As for the price of gasoline at the pump, it's something that's baffled LoBiondo for a long time.
"The oil companies have been hauled before congressional committees and they're private companies and they make their decisions and no one has been able to prove there's been collusion," LoBiondo said. "But something is clearly wrong. I think it's a supply and demand."
LoBiondo said the nation uses the equivalent of 20 million barrels a day, while producing just 7-8 million barrels per day.
A few years back the United States was producing 10 million barrels per day, according to LoBiondo.
"Getting up to around 15 million barrels a day would make a big difference," LoBiondo said. "We're transferring our wealth to countries like Venezuela and Saudi Arabia who are not our friends. Discretionary spending is taking a big hit, spend that would stimulate the economy."
LoBiondo is convinced a good portion of the problem is speculation.
"Speculators are driving up the price," he said. "I think it's a minimum of $30 a barrel. I say if you want to speculate on oil futures, you must be able to accept delivery of at least part of what you're speculating. So, whatever the business is, that uses oil, diesel or gas."

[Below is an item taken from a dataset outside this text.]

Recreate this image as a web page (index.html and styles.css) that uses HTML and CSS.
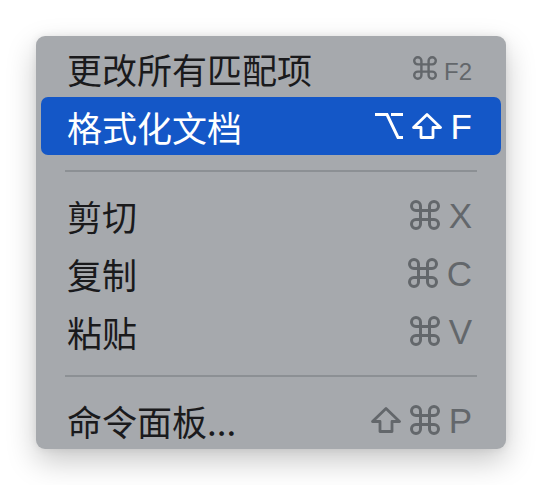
FILE: index.html
```html
<!DOCTYPE html>
<html lang="zh-CN">
<head>
    <meta charset="UTF-8">
    <meta name="viewport" content="width=device-width, initial-scale=1.0">
    <title>编辑器菜单</title>
    <link rel="stylesheet" href="styles.css">
</head>
<body>
    <div class="menu">
        <div class="menu-item">
            <span class="label">更改所有匹配项</span>
            <span class="keys">
                <svg class="key-cmd small" viewBox="2 2 20 20"><path d="M15 6v12a3 3 0 1 0 3-3H6a3 3 0 1 0 3 3V6a3 3 0 1 0-3 3h12a3 3 0 1 0-3-3"/></svg>
                <span class="key-small">F2</span>
            </span>
        </div>
        <div class="menu-item active">
            <span class="label">格式化文档</span>
            <span class="keys">
                <svg class="key-opt" viewBox="0 0 28 26"><path d="M0 1.5H12L23 24.5H28M16 1.5H28"/></svg>
                <svg class="key-shift" viewBox="0 0 30 26"><path d="M15 1.5L28.5 14.5H21V24.5H9V14.5H1.5Z"/></svg>
                <span class="key">F</span>
            </span>
        </div>

        <div class="separator"></div>

        <div class="menu-item">
            <span class="label">剪切</span>
            <span class="keys">
                <svg class="key-cmd" viewBox="2 2 20 20"><path d="M15 6v12a3 3 0 1 0 3-3H6a3 3 0 1 0 3 3V6a3 3 0 1 0-3 3h12a3 3 0 1 0-3-3"/></svg>
                <span class="key">X</span>
            </span>
        </div>
        <div class="menu-item">
            <span class="label">复制</span>
            <span class="keys">
                <svg class="key-cmd" viewBox="2 2 20 20"><path d="M15 6v12a3 3 0 1 0 3-3H6a3 3 0 1 0 3 3V6a3 3 0 1 0-3 3h12a3 3 0 1 0-3-3"/></svg>
                <span class="key">C</span>
            </span>
        </div>
        <div class="menu-item">
            <span class="label">粘贴</span>
            <span class="keys">
                <svg class="key-cmd" viewBox="2 2 20 20"><path d="M15 6v12a3 3 0 1 0 3-3H6a3 3 0 1 0 3 3V6a3 3 0 1 0-3 3h12a3 3 0 1 0-3-3"/></svg>
                <span class="key">V</span>
            </span>
        </div>

        <div class="separator"></div>

        <div class="menu-item">
            <span class="label">命令面板...</span>
            <span class="keys">
                <svg class="key-shift" viewBox="0 0 30 26"><path d="M15 1.5L28.5 14.5H21V24.5H9V14.5H1.5Z"/></svg>
                <svg class="key-cmd" viewBox="2 2 20 20"><path d="M15 6v12a3 3 0 1 0 3-3H6a3 3 0 1 0 3 3V6a3 3 0 1 0-3 3h12a3 3 0 1 0-3-3"/></svg>
                <span class="key">P</span>
            </span>
        </div>
    </div>
</body>
</html>
```

FILE: styles.css
```css
:root {
    --menu-bg: #a6a9ad;
    --text-dark: #1a1a1c;
    --text-muted: #63676b;
    --highlight: #1457c7;
    --divider: #8c9094;
}

body {
    margin: 0;
    padding: 36px;
    background-color: #ffffff;
    font-family: "Noto Sans CJK SC", "Noto Sans", sans-serif;
}

.menu {
    width: 460px;
    height: 410px;
    padding: 3px 5px 0;
    background-color: var(--menu-bg);
    border-radius: 9px;
    box-shadow: 0 12px 30px rgba(0,0,0,0.22), 0 0 8px rgba(0,0,0,0.08);
}

.menu-item {
    display: flex;
    justify-content: space-between;
    align-items: center;
    height: 58px;
    padding: 0 29px 0 26px;
    border-radius: 7px;
    color: var(--text-dark);
}

.label {
    font-size: 35px;
    line-height: 58px;
    position: relative;
    top: 1px;
}

.keys {
    display: flex;
    align-items: center;
    gap: 9px;
    color: var(--text-muted);
}

.keys svg {
    fill: none;
    stroke: currentColor;
    stroke-width: 2;
    stroke-linejoin: round;
}

.key {
    font-family: "Liberation Sans", Arial, sans-serif;
    font-size: 35px;
    line-height: 1;
}

.key-small {
    font-family: "Liberation Sans", Arial, sans-serif;
    font-size: 24px;
    line-height: 1;
    margin-top: 8px;
    margin-left: -2px;
}

.key-cmd {
    width: 30px;
    height: 30px;
}

.key-cmd.small {
    width: 24px;
    height: 24px;
}

.key-opt {
    width: 28px;
    height: 26px;
    stroke-width: 3 !important;
    stroke-linejoin: miter !important;
}

.key-shift {
    width: 30px;
    height: 26px;
    stroke-width: 2.8 !important;
}

.menu-item.active {
    background-color: var(--highlight);
    color: #ffffff;
}

.menu-item.active .keys {
    color: #ffffff;
}

.separator {
    height: 2px;
    margin: 15px 24px 14px;
    background-color: var(--divider);
}
```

Some other means LoBiondo mentioned to combat energy prices are to drill on some 65-68 million acres of land owned by the government that have been proven to have large deposits.
"That's where we should go first," he said. "Energy deposits in the west are estimated to be more than all of (Organization of Petroleum Exporting Countries) put together. If we lift the moratorium it should spook the speculators and send a message saying we're serious about being self sufficient."
Another part of the problem with gasoline prices is that fact that the United States isn't the only game in town anymore when comes to oil consumption.
"Chinese and India economies are really soaring," LoBiondo said. "So their demand is up and that wasn't the case 15 years ago. Factor that in with countries like Iran that are so unstable, that's spooks the market."